小曼的社交生活,因為婚姻的無味,而更加肆意。她需要kill
time(消磨時間),便去找權貴、千金、上流太太們打牌、看戲、跳舞、唱曲,那一種斑斕的生活,看上去華麗,可誰能體會散場後的寂寥。小曼的夜生活,像戲曲裏一口唱下來的長腔,咿咿呀呀,沒完沒了。小曼白天睡,晚上起,像朵曇花,在最黑濃的夜色裏綻放。隻是綻放,並無香。情感上,小曼是痛苦的,她忙於社交,陷身繁華,也隻是為了衝淡這痛苦而已,王賡之於她,是白天不懂夜的黑。那煙,那酒,那舞,那戲,那五光十色,那夜夜笙歌,不過是小曼演一場獨角戲的道具。小曼的放浪形骸,王賡不懂,在他眼裏,她的晝夜顛倒,無非是墮落、是靡費,是常年社交生活遺留下來的陋習。看不慣就吵。王賡脾氣本來就有點急,兩人說不了幾句,不是熱戰就是冷戰。小曼委屈,王賡更覺得委屈,可說到底,小曼要的是戀愛,王賡要的卻是婚姻。他們一個在天上飄,一個在地上走,天上地下,不相粘連,他們是兩條平行前驅的線,在婚姻的軌道上,各行其是。她要煙花漫天,他卻隻要細細的流年。
1923年,北京西單石虎胡同裏成立了新月社,成員大都是歐美歸來的高級知識分子。當時,在北京大學做教授的胡適博士,對小曼一向讚賞有加。隻可惜,胡先生是使君有婦,他在男女關係上的膽量,總被妻子恐嚇得小之又小。胡適先生是新月社的大哥。小曼少不了也去新月社,她去演戲,是公益演出,劇目叫《春香鬧學》,她扮演俏丫鬟,一個叫徐誌摩的男子扮演老學究。還有一個版本是說,小曼去跳舞,棋逢對手遇到了高手誌摩。戲假情真,一時間電光火石。1924年夏天,小曼忽然發現,自己戀愛了。心是孤獨的獵手,小曼遇到了誌摩,就好像幹涸的土地碰上了一場大雨。誌摩說:“愛,你永遠是我頭頂上的一顆明星。”小曼說:“自從見著你,我才像烏雲裏見了青天。”
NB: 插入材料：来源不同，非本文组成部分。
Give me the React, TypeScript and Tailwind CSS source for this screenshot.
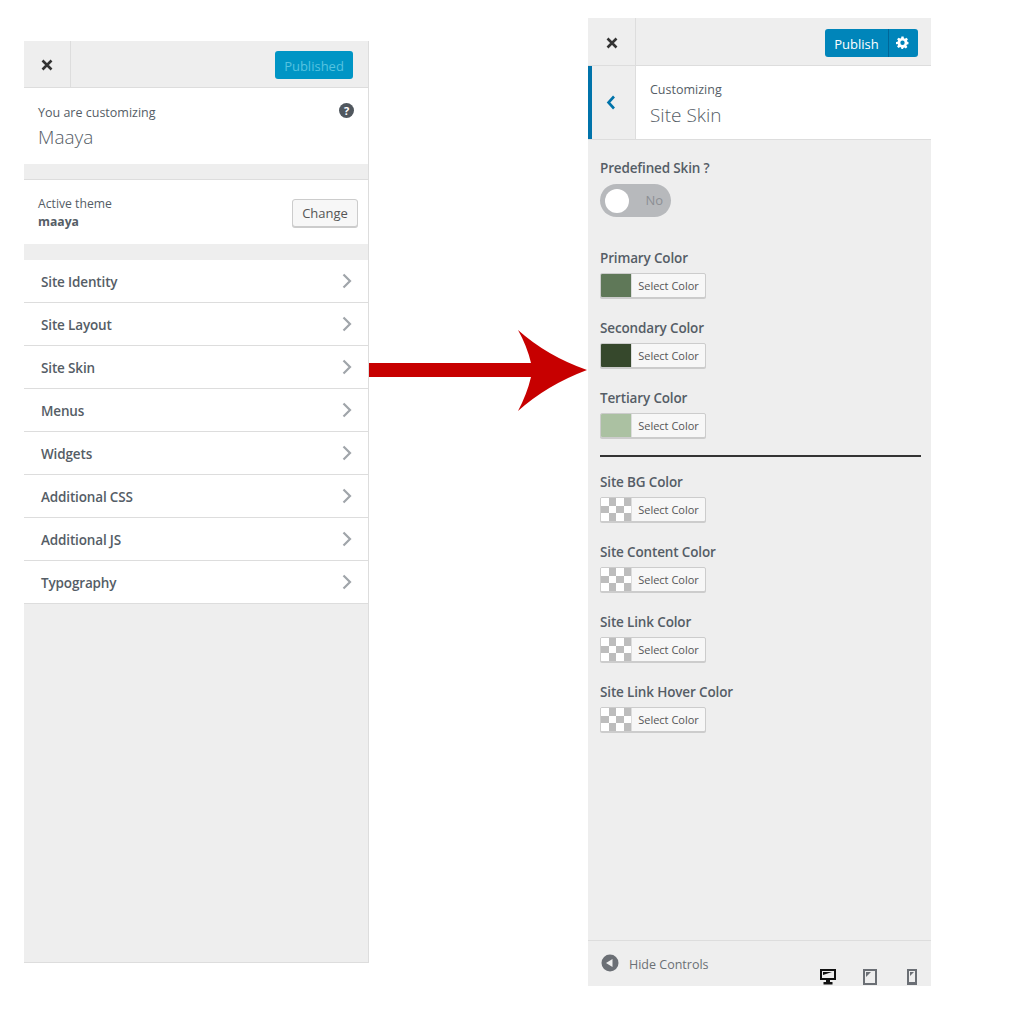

王賡雖然學軍事,但早年的文學底子,讓他始終脫不了一些文人脾氣。仿佛璞玉渾金,裏麵的柔情,被外表的堅硬包裹,不露聲色。但骨子裏的清高,又讓他與當時的軍界要人關係處得很不好。反倒是文化圈,屢屢有他的身影。1921年,文學研究會成立,王賡是早期會員,編34號。而瞿秋白是40號,徐誌摩是93號。王賡資曆之老,叫人意想不到。
“武夫”王賡與“文人”誌摩也是朋友。他們都是梁啟超先生的門徒。但性格上,他們卻天差地別,王賡沉穩,誌摩飄逸,王賡是工作狂,工作仿佛就是他的全部樂趣,誌摩卻把人生的樂趣放在工作之外,情感才是他追求的目標。王賡對誌摩全無防範,他們是朋友、師兄弟,且都是歐美留學回來的紳士,坦蕩得令人難以置信。小曼和誌摩的感情,是“隨風潛入夜,潤物細無聲”的。王賡卻後知後覺,依舊過他有條不紊的日子,卻不知,老天爺忽然筆鋒一轉,開始寫就另一段傳奇。